Now the Bishop of Chelmsford tells us that “God is sitting on the fence,” and plaintively asks, “how can we get Him to come down on our side and give us a mighty victory?"

Much smaller bugs than bishops are may be permitted to offer suggestions on a subject of such universal interest as getting God to come down off his perch. An old bird-catcher whom I consulted on the off-chance declared “if yer can’t call him down yer must feed him down, and if yer can’t feed him down yer must call him down, and if yer can’t neither feed him down nor call him down ye’d better try a 'en angel, and if that aint no good why yer won’t never take him up to Club Row.”

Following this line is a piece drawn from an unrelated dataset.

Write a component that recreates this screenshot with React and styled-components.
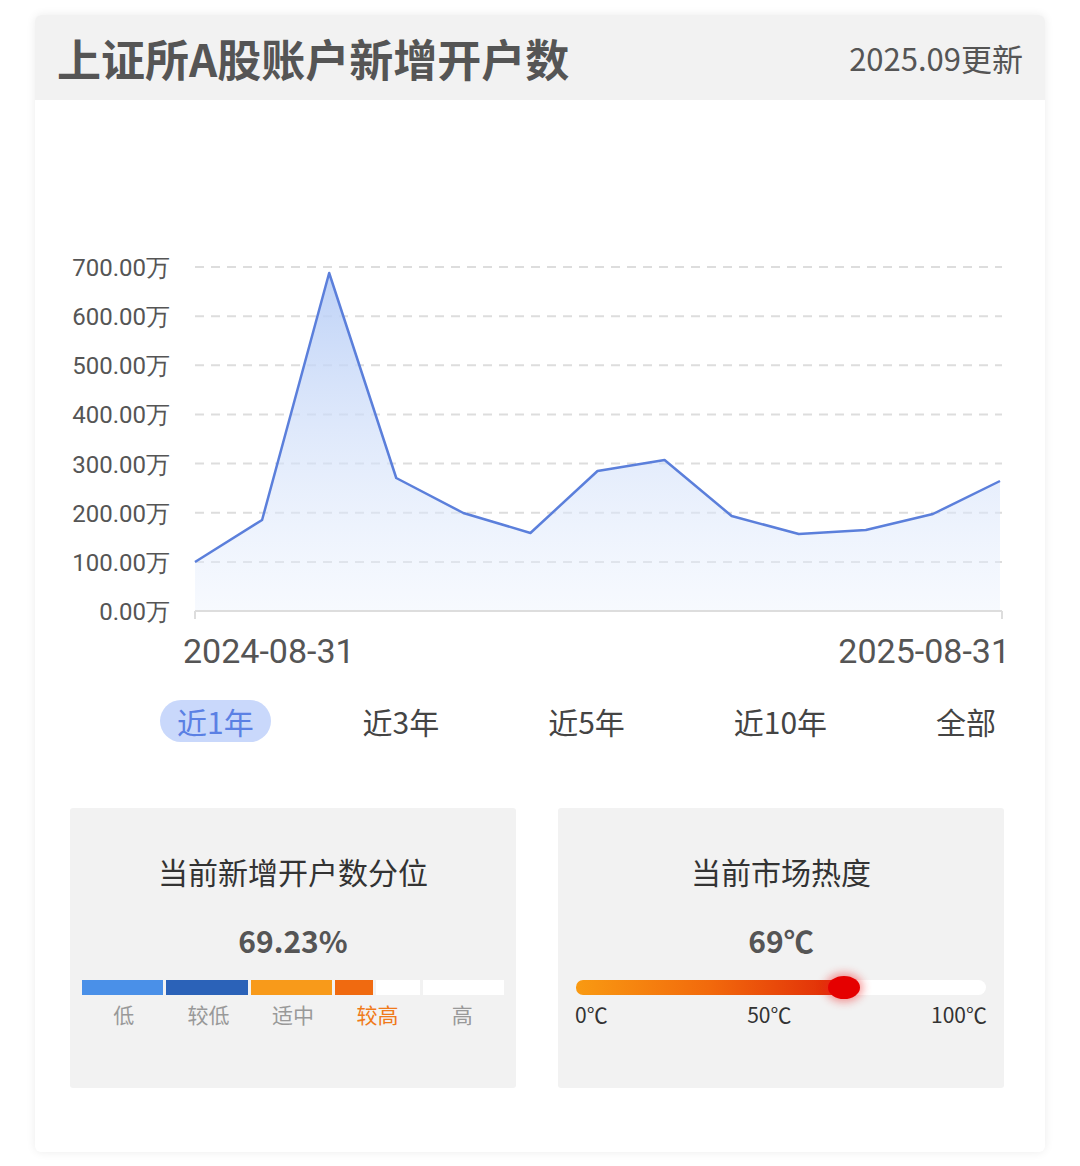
import React from "react";
import styled, { createGlobalStyle } from "styled-components";

const G = createGlobalStyle`
  body{margin:0;background:#fff;font-family:"Noto Sans CJK SC","Noto Sans",sans-serif;}
`;
const Page = styled.div`padding:15px 35px 14px 35px;`;
const Card = styled.div`background:#fff;box-shadow:0 0 10px rgba(0,0,0,0.08);border-radius:6px;overflow:hidden;height:1137px;display:flex;flex-direction:column;`;
const Header = styled.div`height:85px;flex-shrink:0;background:#f2f2f2;display:flex;align-items:center;justify-content:space-between;padding:0 22px 0 22px;`;
const Title = styled.div`font-size:44px;font-weight:700;color:#555;`;
const Upd = styled.div`font-size:31px;color:#555;`;
const ChartWrap = styled.div`height:565px;flex-shrink:0;`;
const Tabs = styled.div`display:flex;justify-content:space-between;padding:0 32px 0 125px;margin-top:35px;`;
const Tab = styled.div`font-size:30px;padding:0 17px;height:42px;line-height:42px;border-radius:21px;color:${p=>p.$on?"#5b80e4":"#444"};background:${p=>p.$on?"#c9d8fb":"transparent"};`;
const Panels = styled.div`display:grid;grid-template-columns:446px 446px;gap:42px;padding:0 0 0 35px;margin-top:66px;`;
const Panel = styled.div`background:#f2f2f2;height:280px;border-radius:3px;padding:43px 12px 0;box-sizing:border-box;display:flex;flex-direction:column;align-items:center;`;
const PTitle = styled.div`font-size:30px;color:#333;line-height:40px;`;
const PVal = styled.div`font-size:30px;font-weight:700;color:#555;margin-top:29px;line-height:40px;`;
const Bar = styled.div`display:flex;gap:3px;width:423px;height:15px;margin-top:20px;`;
const Seg = styled.div`flex:${p=>p.$f};background:${p=>p.$c};`;
const Labels = styled.div`display:flex;width:423px;margin-top:4px;`;
const Lab = styled.div`flex:1;text-align:center;font-size:21px;color:${p=>p.$c||"#999"};`;
const Heat = styled.div`width:410px;height:15px;margin-top:20px;background:#fff;border-radius:8px;position:relative;`;
const HeatFill = styled.div`position:absolute;left:0;top:0;bottom:0;width:265px;border-radius:7px 0 0 7px;background:linear-gradient(90deg,#f99a12,#f26a0c 50%,#e02a08);`;
const Dot = styled.div`position:absolute;left:252px;top:-4px;width:32px;height:23px;border-radius:50% 50% 50% 50% / 50%;background:#e50000;box-shadow:0 0 8px 3px rgba(240,30,30,0.45);clip-path:none;`;
const HeatLabs = styled.div`display:flex;justify-content:space-between;width:412px;margin-top:4px;font-size:21px;color:#333;`;

const vals=[562,520,273,478,513,533,471,460,516,534,530,514,481];
function Chart(){
  const xs=vals.map((_,i)=>160+i*(805/12));
  const pts=vals.map((v,i)=>`${xs[i]},${v-100}`).join(" ");
  const top=167, base=511;
  const labels=["700.00万","600.00万","500.00万","400.00万","300.00万","200.00万","100.00万","0.00万"];
  return (
    <svg width="1010" height="565" viewBox="0 0 1010 565">
      <defs>
        <linearGradient id="g" x1="0" y1="0" x2="0" y2="1">
          <stop offset="0" stopColor="#b7cdf6" stopOpacity="0.9"/>
          <stop offset="1" stopColor="#eaf1fd" stopOpacity="0.4"/>
        </linearGradient>
      </defs>
      {labels.map((l,i)=>{const y=top+i*49.15;return (
        <g key={l}>
          <text x="135" y={y+9} textAnchor="end" fontSize="24" fill="#555" fontFamily="Roboto,sans-serif">{l}</text>
          {i<7&&<line x1="160" x2="967" y1={y} y2={y} stroke="#ddd" strokeWidth="2" strokeDasharray="9 7"/>}
        </g>);})}
      <polygon points={`160,${base} ${pts} 965,${base}`} fill="url(#g)"/>
      <polyline points={pts} fill="none" stroke="#5b7fdb" strokeWidth="2.5" strokeLinejoin="round"/>
      <line x1="160" x2="967" y1={base} y2={base} stroke="#ddd" strokeWidth="2"/>
      <line x1="160" x2="160" y1={base} y2={base+8} stroke="#ddd" strokeWidth="2"/>
      <line x1="967" x2="967" y1={base} y2={base+8} stroke="#ddd" strokeWidth="2"/>
      <text x="148" y="563" fontSize="34" fill="#555" fontFamily="Roboto,sans-serif">2024-08-31</text>
      <text x="975" y="563" textAnchor="end" fontSize="34" fill="#555" fontFamily="Roboto,sans-serif">2025-08-31</text>
    </svg>
  );
}

export default function App(){
  return (<Page><G/>
    <Card>
      <Header><Title>上证所A股账户新增开户数</Title><Upd>2025.09更新</Upd></Header>
      <ChartWrap><Chart/></ChartWrap>
      <Tabs>{["近1年","近3年","近5年","近10年","全部"].map((t,i)=><Tab key={t} $on={i===0}>{t}</Tab>)}</Tabs>
      <Panels>
        <Panel>
          <PTitle>当前新增开户数分位</PTitle>
          <PVal>69.23%</PVal>
          <Bar>
            <Seg $f={82} $c="#4a90e8"/><Seg $f={82} $c="#2b62b8"/><Seg $f={82} $c="#f89a1a"/>
            <Seg $f={38} $c="#f06a10"/><Seg $f={44} $c="#fff"/><Seg $f={82} $c="#fff"/>
          </Bar>
          <Labels><Lab>低</Lab><Lab>较低</Lab><Lab>适中</Lab><Lab $c="#f07a1a">较高</Lab><Lab>高</Lab></Labels>
        </Panel>
        <Panel>
          <PTitle>当前市场热度</PTitle>
          <PVal>69℃</PVal>
          <Heat><HeatFill/><Dot/></Heat>
          <HeatLabs><span>0℃</span><span>50℃</span><span>100℃</span></HeatLabs>
        </Panel>
      </Panels>
    </Card>
  </Page>);
}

But we may reject that advice with scorn. Obviously the first step is to get ourselves clean. “We must cleanse England," says the bishop, and he is right. Let’s wash our shirts and our shifts ; let’s scrape ourselves, pumice-stone ourselves, boil ourselves if necessary. Let’s co-operate for the job—my Lord Bishop, you scratch my back, I’ll scratch yours : I’m ready for any dirty job so long as we get the muck off. Then, when we have got through with that we might pursue the course which has proved so efficacious in the past. We might plaster the fence whereon God is sitting with such announcements as “Your King and Country Need You"; "Isn't This Worth Fighting For?” “What Did You Do, Daddy?” “Go! Don’t be Pushed!” “I wasn't among the first to go, but I went, thank God, I went.” And if this was followed up by a visit from the recruiting sergeant, or, to stretch a point in view of the greatness of the occasion, from Lord Derby himself, murmuring the magic “What abaut it?” we should surely “get God out of this dilemma,” and “get him down on our side” (as the bishop “reverently” and gracefully put it)—unless the irreverent but far-sighted Germans have taken the precaution to lime His perch, in which case, perish me pink, there is a dilemma indeed.